Dieses Beispiel zeigt, dass nur eine integrative Bewertung von Potenzialen, die lokale Wissensbestände mit einbezieht, konkrete Aussagen über Biomassepotenziale liefert. Die Bewertungen regionaler Akteure, insbesondere aus der Land- und Forstwirtschaft, basieren vor allem auf Erfahrungswissen und fachlichen Einschätzungen. Datenbestände aus wissenschaftlichen Erhebungen liegen hierzu in der Regel nicht vor. Kombiniert mit einer Nachhaltigkeitsbewertung ergeben sich belastbare Ressourcenpotenziale für eine klimaschonende energetische Reststoffnutzung (Degel und Hackfort 2021).
Grundsätzlich gilt, dass technisch leicht verwertbare Anteile von Biomassereststoffen bereits in unterschiedlichsten Nutzungspfaden genutzt werden. Dies gilt insbesondere für solche Abfälle und Reste, die im industriellen Produktionsprozess anfallen, beispielsweise Sägespäne und -mehl bei der Holzverarbeitung, die für die Pelletproduktion eingesetzt werden. Derzeit unmittelbar verfügbare Reststoffpotenziale sind im Gegensatz dazu aus ökonomischen und/oder verfahrenstechnischen Gründen schlechter verwertbar. Beispielsweise gilt dies für Grasschnitt an Straßen oder Flüssen, dessen Bergung an vielen Stellen aufgrund der Zugänglichkeit zu aufwendig ist und insbesondere an Straßen auch einen hohen Verschmutzungsgrad aufweist, was die Vergärung in Biogasanlagen stört.

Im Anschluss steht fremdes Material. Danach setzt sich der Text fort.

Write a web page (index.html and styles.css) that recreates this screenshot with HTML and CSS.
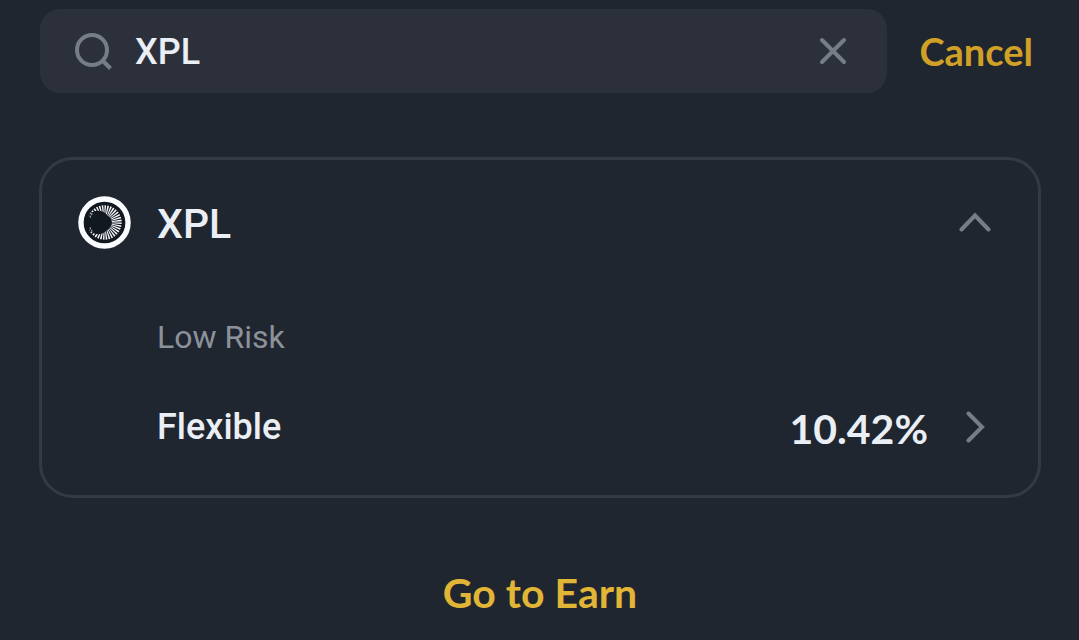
FILE: index.html
```html
<!DOCTYPE html>
<html lang="en">
<head>
<meta charset="utf-8">
<meta name="viewport" content="width=device-width, initial-scale=1">
<title>Earn search</title>
<link rel="stylesheet" href="styles.css">
</head>
<body>
<main class="page">
  <form class="search" role="search">
    <div class="search-box">
      <svg class="search-icon" viewBox="0 0 40 40" aria-hidden="true"><circle cx="17" cy="19" r="15"/><path d="M27.500 29.500 35.500 37.500"/></svg>
      <input class="search-input" type="text" value="XPL" aria-label="Search coins">
      <button class="icon-button" type="button" aria-label="Clear search">
        <svg class="clear-icon" viewBox="0 0 28 28" aria-hidden="true"><path d="M3 3 25 25M25 3 3 25"/></svg>
      </button>
    </div>
    <button class="link-button cancel" type="button">Cancel</button>
  </form>

  <section class="card">
    <button class="asset" type="button" aria-expanded="true">
      <svg class="coin" viewBox="0 0 54 54" aria-hidden="true">
        <circle cx="27" cy="27" r="24" fill="#12181f" stroke="#fafcff" stroke-width="5.500"/>
        <circle cx="27" cy="27" r="12.500" fill="none" stroke="#fafcff" stroke-width="10" pathLength="72" stroke-dasharray="1.100 0.900"/>
        <circle cx="20.500" cy="27" r="12" fill="#12181f" stroke="none"/>
        <path d="M12.500 20v2M14 17.500v2M12.500 32v2M14 34.500v2" stroke="#c8ccd2" stroke-width="1"/>
      </svg>
      <span class="asset-name">XPL</span>
      <svg class="chevron-up" viewBox="0 0 32 20" aria-hidden="true"><path d="M2.500 17.500 16 3.500 29.500 17.500"/></svg>
    </button>
    <p class="risk">Low Risk</p>
    <button class="product" type="button">
      <span class="product-name">Flexible</span>
      <span class="rate">10.42%</span>
      <svg class="chevron-right" viewBox="0 0 20 32" aria-hidden="true"><path d="M3.500 2.500 17 16 3.500 29.500"/></svg>
    </button>
  </section>

  <button class="link-button earn" type="button">Go to Earn</button>
</main>
</body>
</html>
```

FILE: styles.css
```css
* {
  box-sizing: border-box;
}

body {
  margin: 0;
  background: #20262f;
  color: #eaeef5;
  font-family: Roboto, "Noto Sans", sans-serif;
}

button {
  padding: 0;
  border: 0;
  background: none;
  color: inherit;
  font: inherit;
  text-align: left;
  cursor: pointer;
}

svg {
  display: block;
  flex: none;
  fill: none;
  stroke: #767d88;
  stroke-width: 4;
}

.page {
  display: flex;
  flex-direction: column;
  padding: 9px 38px 0 39px;
}

.search {
  display: flex;
  align-items: center;
  gap: 32px;
  padding: 0 8px 0 1px;
}

.search-box {
  display: flex;
  flex: 1;
  align-items: center;
  min-width: 0;
  height: 84px;
  padding: 0 40px 0 35px;
  border-radius: 20px;
  background: #2b303b;
}

.search-icon {
  width: 40px;
  height: 40px;
}

.search-input {
  flex: 1;
  min-width: 0;
  padding: 2px 20px 0;
  border: 0;
  outline: 0;
  background: none;
  color: inherit;
  font: 500 36px/44px Roboto, "Noto Sans", sans-serif;
}

.clear-icon {
  width: 28px;
  height: 28px;
  stroke-linecap: round;
}

.link-button {
  font-family: Lato, sans-serif;
  font-weight: 700;
}

.cancel {
  color: #d1a127;
  font-size: 38px;
  line-height: 44px;
}

.card {
  display: flex;
  flex-direction: column;
  margin-top: 64px;
  padding: 34px 47px 40px 36px;
  border: 3px solid #343a44;
  border-radius: 34px;
}

.asset {
  display: flex;
  align-items: center;
  gap: 26px;
}

.coin {
  width: 53px;
  height: 53px;
}

.asset-name {
  flex: 1;
  padding-top: 4px;
  font-size: 41px;
  font-weight: 500;
  line-height: 52px;
}

.chevron-up {
  width: 32px;
  height: 20px;
  stroke-linecap: round;
}

.risk {
  margin: 67px 0 0 79px;
  color: #8c929c;
  font-size: 32px;
  line-height: 40px;
}

.product {
  display: flex;
  align-items: center;
  margin: 44px 0 2px 79px;
  padding-right: 6px;
}

.product-name {
  flex: 1;
  font-size: 36px;
  font-weight: 500;
  line-height: 44px;
}

.rate {
  padding-top: 4px;
  font-family: Lato, sans-serif;
  font-size: 41px;
  font-weight: 700;
  line-height: 48px;
}

.chevron-right {
  width: 20px;
  height: 32px;
  margin-left: 37px;
  stroke-linecap: round;
}

.earn {
  align-self: center;
  margin-top: 71px;
  color: #e1b536;
  font-size: 41px;
  line-height: 48px;
}
```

Die tatsächlich verfügbaren Mengen sind aufgrund technischer Einschränkungen und Nutzungskonkurrenzen meist gering. Um das lokale Potenzial optimal auszuschöpfen, empfiehlt sich eine Überprüfung bestehender Nutzungspfade hinsichtlich Verwertungsstrukturen und Nachhaltigkeitswirkungen.